**Task objective:** Your task is to output the listing word for word, with pictures excluded.

**Available data:**
——————
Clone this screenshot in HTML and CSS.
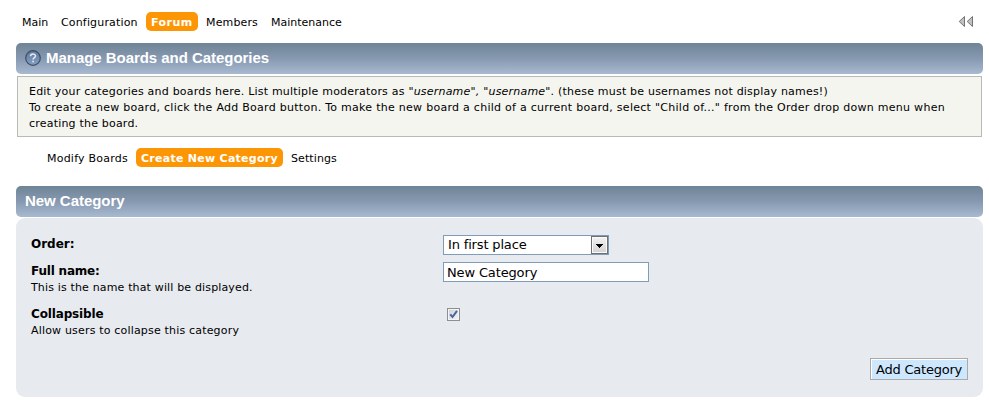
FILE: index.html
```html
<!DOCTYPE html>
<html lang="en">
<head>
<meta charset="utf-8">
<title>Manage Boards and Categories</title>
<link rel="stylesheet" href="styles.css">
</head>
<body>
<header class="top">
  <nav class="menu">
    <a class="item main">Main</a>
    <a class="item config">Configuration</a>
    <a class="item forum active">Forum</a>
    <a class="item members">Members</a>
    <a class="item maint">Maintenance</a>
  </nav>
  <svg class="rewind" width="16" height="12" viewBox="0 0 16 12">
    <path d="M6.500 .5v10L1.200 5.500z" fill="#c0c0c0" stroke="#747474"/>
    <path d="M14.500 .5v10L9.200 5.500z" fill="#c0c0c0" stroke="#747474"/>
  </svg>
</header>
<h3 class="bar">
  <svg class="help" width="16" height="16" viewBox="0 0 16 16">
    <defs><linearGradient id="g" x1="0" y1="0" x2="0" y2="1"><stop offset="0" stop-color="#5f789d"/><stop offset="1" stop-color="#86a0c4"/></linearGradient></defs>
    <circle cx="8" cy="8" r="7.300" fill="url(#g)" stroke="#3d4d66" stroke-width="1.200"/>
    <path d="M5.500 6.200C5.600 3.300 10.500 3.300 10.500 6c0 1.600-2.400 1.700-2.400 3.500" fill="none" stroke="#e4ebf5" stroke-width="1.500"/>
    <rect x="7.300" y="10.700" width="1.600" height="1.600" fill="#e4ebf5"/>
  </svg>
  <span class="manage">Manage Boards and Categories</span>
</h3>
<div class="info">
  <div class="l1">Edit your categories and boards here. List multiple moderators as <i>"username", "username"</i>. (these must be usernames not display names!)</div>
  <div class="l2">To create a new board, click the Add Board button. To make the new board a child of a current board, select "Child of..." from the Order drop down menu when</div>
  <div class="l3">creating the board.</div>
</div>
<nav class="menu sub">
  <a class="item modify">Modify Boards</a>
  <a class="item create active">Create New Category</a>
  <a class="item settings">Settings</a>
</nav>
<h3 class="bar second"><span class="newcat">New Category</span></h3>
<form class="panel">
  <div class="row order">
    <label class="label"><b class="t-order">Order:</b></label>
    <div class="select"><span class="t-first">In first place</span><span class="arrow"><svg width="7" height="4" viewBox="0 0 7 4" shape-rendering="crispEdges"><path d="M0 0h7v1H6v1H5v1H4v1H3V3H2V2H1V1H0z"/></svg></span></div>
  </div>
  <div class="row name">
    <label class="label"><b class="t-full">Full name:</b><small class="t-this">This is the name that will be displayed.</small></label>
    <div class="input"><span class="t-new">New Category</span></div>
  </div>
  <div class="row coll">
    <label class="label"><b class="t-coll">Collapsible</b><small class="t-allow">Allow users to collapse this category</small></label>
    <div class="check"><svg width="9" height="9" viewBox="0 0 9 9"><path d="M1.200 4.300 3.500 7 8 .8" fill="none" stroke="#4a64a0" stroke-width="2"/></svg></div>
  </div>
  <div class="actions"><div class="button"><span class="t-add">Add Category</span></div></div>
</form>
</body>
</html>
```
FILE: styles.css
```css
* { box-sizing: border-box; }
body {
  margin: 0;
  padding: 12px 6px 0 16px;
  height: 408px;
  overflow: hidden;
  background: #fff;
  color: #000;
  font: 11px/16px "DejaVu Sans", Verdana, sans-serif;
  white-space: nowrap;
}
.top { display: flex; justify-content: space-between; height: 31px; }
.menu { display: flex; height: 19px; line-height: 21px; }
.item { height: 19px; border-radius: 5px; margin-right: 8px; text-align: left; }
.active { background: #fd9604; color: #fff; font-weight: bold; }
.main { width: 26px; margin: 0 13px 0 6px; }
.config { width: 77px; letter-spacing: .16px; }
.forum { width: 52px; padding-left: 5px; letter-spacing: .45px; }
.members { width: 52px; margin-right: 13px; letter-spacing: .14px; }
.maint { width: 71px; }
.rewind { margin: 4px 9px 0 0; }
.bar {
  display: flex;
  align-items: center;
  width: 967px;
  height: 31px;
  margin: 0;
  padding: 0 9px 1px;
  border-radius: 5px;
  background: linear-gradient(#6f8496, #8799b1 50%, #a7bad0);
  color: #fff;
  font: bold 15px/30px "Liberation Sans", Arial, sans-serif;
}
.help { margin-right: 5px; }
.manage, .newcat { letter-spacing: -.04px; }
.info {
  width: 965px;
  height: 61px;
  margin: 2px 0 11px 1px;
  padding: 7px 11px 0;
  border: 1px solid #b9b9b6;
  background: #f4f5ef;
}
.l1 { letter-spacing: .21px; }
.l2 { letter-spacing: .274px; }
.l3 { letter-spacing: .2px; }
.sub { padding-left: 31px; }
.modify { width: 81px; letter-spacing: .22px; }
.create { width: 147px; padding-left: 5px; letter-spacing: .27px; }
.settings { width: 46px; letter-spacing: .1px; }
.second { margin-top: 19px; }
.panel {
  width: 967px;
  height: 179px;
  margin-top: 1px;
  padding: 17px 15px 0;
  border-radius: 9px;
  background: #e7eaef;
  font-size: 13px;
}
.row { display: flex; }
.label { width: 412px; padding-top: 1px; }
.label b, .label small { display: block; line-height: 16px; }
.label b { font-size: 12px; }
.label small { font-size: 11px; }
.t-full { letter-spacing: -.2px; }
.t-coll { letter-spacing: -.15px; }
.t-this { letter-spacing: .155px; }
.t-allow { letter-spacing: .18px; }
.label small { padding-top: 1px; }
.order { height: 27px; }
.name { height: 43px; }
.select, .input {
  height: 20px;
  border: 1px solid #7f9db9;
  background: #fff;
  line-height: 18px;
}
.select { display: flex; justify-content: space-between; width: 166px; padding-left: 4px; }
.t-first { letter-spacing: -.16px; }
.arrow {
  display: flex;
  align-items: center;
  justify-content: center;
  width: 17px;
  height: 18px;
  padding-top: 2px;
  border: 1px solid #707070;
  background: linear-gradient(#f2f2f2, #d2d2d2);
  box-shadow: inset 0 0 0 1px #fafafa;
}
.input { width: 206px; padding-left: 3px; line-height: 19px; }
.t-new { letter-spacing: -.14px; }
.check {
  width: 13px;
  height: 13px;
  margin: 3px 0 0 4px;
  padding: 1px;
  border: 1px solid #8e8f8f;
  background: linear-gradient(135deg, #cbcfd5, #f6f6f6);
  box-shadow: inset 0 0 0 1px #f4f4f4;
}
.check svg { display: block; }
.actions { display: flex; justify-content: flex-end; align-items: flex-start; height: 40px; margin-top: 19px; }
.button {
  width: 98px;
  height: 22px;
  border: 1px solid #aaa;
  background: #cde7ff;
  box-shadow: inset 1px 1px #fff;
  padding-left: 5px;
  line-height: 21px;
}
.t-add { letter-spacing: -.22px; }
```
——————
**Output of the exercise:**
Clone this screenshot in HTML and CSS.
FILE: index.html
```html
<!DOCTYPE html>
<html lang="en">
<head>
<meta charset="utf-8">
<title>Manage Boards and Categories</title>
<link rel="stylesheet" href="styles.css">
</head>
<body>
<header class="top">
  <nav class="menu">
    <a class="item main">Main</a>
    <a class="item config">Configuration</a>
    <a class="item forum active">Forum</a>
    <a class="item members">Members</a>
    <a class="item maint">Maintenance</a>
  </nav>
  <svg class="rewind" width="16" height="12" viewBox="0 0 16 12">
    <path d="M6.500 .5v10L1.200 5.500z" fill="#c0c0c0" stroke="#747474"/>
    <path d="M14.500 .5v10L9.200 5.500z" fill="#c0c0c0" stroke="#747474"/>
  </svg>
</header>
<h3 class="bar">
  <svg class="help" width="16" height="16" viewBox="0 0 16 16">
    <defs><linearGradient id="g" x1="0" y1="0" x2="0" y2="1"><stop offset="0" stop-color="#5f789d"/><stop offset="1" stop-color="#86a0c4"/></linearGradient></defs>
    <circle cx="8" cy="8" r="7.300" fill="url(#g)" stroke="#3d4d66" stroke-width="1.200"/>
    <path d="M5.500 6.200C5.600 3.300 10.500 3.300 10.500 6c0 1.600-2.400 1.700-2.400 3.500" fill="none" stroke="#e4ebf5" stroke-width="1.500"/>
    <rect x="7.300" y="10.700" width="1.600" height="1.600" fill="#e4ebf5"/>
  </svg>
  <span class="manage">Manage Boards and Categories</span>
</h3>
<div class="info">
  <div class="l1">Edit your categories and boards here. List multiple moderators as <i>"username", "username"</i>. (these must be usernames not display names!)</div>
  <div class="l2">To create a new board, click the Add Board button. To make the new board a child of a current board, select "Child of..." from the Order drop down menu when</div>
  <div class="l3">creating the board.</div>
</div>
<nav class="menu sub">
  <a class="item modify">Modify Boards</a>
  <a class="item create active">Create New Category</a>
  <a class="item settings">Settings</a>
</nav>
<h3 class="bar second"><span class="newcat">New Category</span></h3>
<form class="panel">
  <div class="row order">
    <label class="label"><b class="t-order">Order:</b></label>
    <div class="select"><span class="t-first">In first place</span><span class="arrow"><svg width="7" height="4" viewBox="0 0 7 4" shape-rendering="crispEdges"><path d="M0 0h7v1H6v1H5v1H4v1H3V3H2V2H1V1H0z"/></svg></span></div>
  </div>
  <div class="row name">
    <label class="label"><b class="t-full">Full name:</b><small class="t-this">This is the name that will be displayed.</small></label>
    <div class="input"><span class="t-new">New Category</span></div>
  </div>
  <div class="row coll">
    <label class="label"><b class="t-coll">Collapsible</b><small class="t-allow">Allow users to collapse this category</small></label>
    <div class="check"><svg width="9" height="9" viewBox="0 0 9 9"><path d="M1.200 4.300 3.500 7 8 .8" fill="none" stroke="#4a64a0" stroke-width="2"/></svg></div>
  </div>
  <div class="actions"><div class="button"><span class="t-add">Add Category</span></div></div>
</form>
</body>
</html>
```
FILE: styles.css
```css
* { box-sizing: border-box; }
body {
  margin: 0;
  padding: 12px 6px 0 16px;
  height: 408px;
  overflow: hidden;
  background: #fff;
  color: #000;
  font: 11px/16px "DejaVu Sans", Verdana, sans-serif;
  white-space: nowrap;
}
.top { display: flex; justify-content: space-between; height: 31px; }
.menu { display: flex; height: 19px; line-height: 21px; }
.item { height: 19px; border-radius: 5px; margin-right: 8px; text-align: left; }
.active { background: #fd9604; color: #fff; font-weight: bold; }
.main { width: 26px; margin: 0 13px 0 6px; }
.config { width: 77px; letter-spacing: .16px; }
.forum { width: 52px; padding-left: 5px; letter-spacing: .45px; }
.members { width: 52px; margin-right: 13px; letter-spacing: .14px; }
.maint { width: 71px; }
.rewind { margin: 4px 9px 0 0; }
.bar {
  display: flex;
  align-items: center;
  width: 967px;
  height: 31px;
  margin: 0;
  padding: 0 9px 1px;
  border-radius: 5px;
  background: linear-gradient(#6f8496, #8799b1 50%, #a7bad0);
  color: #fff;
  font: bold 15px/30px "Liberation Sans", Arial, sans-serif;
}
.help { margin-right: 5px; }
.manage, .newcat { letter-spacing: -.04px; }
.info {
  width: 965px;
  height: 61px;
  margin: 2px 0 11px 1px;
  padding: 7px 11px 0;
  border: 1px solid #b9b9b6;
  background: #f4f5ef;
}
.l1 { letter-spacing: .21px; }
.l2 { letter-spacing: .274px; }
.l3 { letter-spacing: .2px; }
.sub { padding-left: 31px; }
.modify { width: 81px; letter-spacing: .22px; }
.create { width: 147px; padding-left: 5px; letter-spacing: .27px; }
.settings { width: 46px; letter-spacing: .1px; }
.second { margin-top: 19px; }
.panel {
  width: 967px;
  height: 179px;
  margin-top: 1px;
  padding: 17px 15px 0;
  border-radius: 9px;
  background: #e7eaef;
  font-size: 13px;
}
.row { display: flex; }
.label { width: 412px; padding-top: 1px; }
.label b, .label small { display: block; line-height: 16px; }
.label b { font-size: 12px; }
.label small { font-size: 11px; }
.t-full { letter-spacing: -.2px; }
.t-coll { letter-spacing: -.15px; }
.t-this { letter-spacing: .155px; }
.t-allow { letter-spacing: .18px; }
.label small { padding-top: 1px; }
.order { height: 27px; }
.name { height: 43px; }
.select, .input {
  height: 20px;
  border: 1px solid #7f9db9;
  background: #fff;
  line-height: 18px;
}
.select { display: flex; justify-content: space-between; width: 166px; padding-left: 4px; }
.t-first { letter-spacing: -.16px; }
.arrow {
  display: flex;
  align-items: center;
  justify-content: center;
  width: 17px;
  height: 18px;
  padding-top: 2px;
  border: 1px solid #707070;
  background: linear-gradient(#f2f2f2, #d2d2d2);
  box-shadow: inset 0 0 0 1px #fafafa;
}
.input { width: 206px; padding-left: 3px; line-height: 19px; }
.t-new { letter-spacing: -.14px; }
.check {
  width: 13px;
  height: 13px;
  margin: 3px 0 0 4px;
  padding: 1px;
  border: 1px solid #8e8f8f;
  background: linear-gradient(135deg, #cbcfd5, #f6f6f6);
  box-shadow: inset 0 0 0 1px #f4f4f4;
}
.check svg { display: block; }
.actions { display: flex; justify-content: flex-end; align-items: flex-start; height: 40px; margin-top: 19px; }
.button {
  width: 98px;
  height: 22px;
  border: 1px solid #aaa;
  background: #cde7ff;
  box-shadow: inset 1px 1px #fff;
  padding-left: 5px;
  line-height: 21px;
}
.t-add { letter-spacing: -.22px; }
```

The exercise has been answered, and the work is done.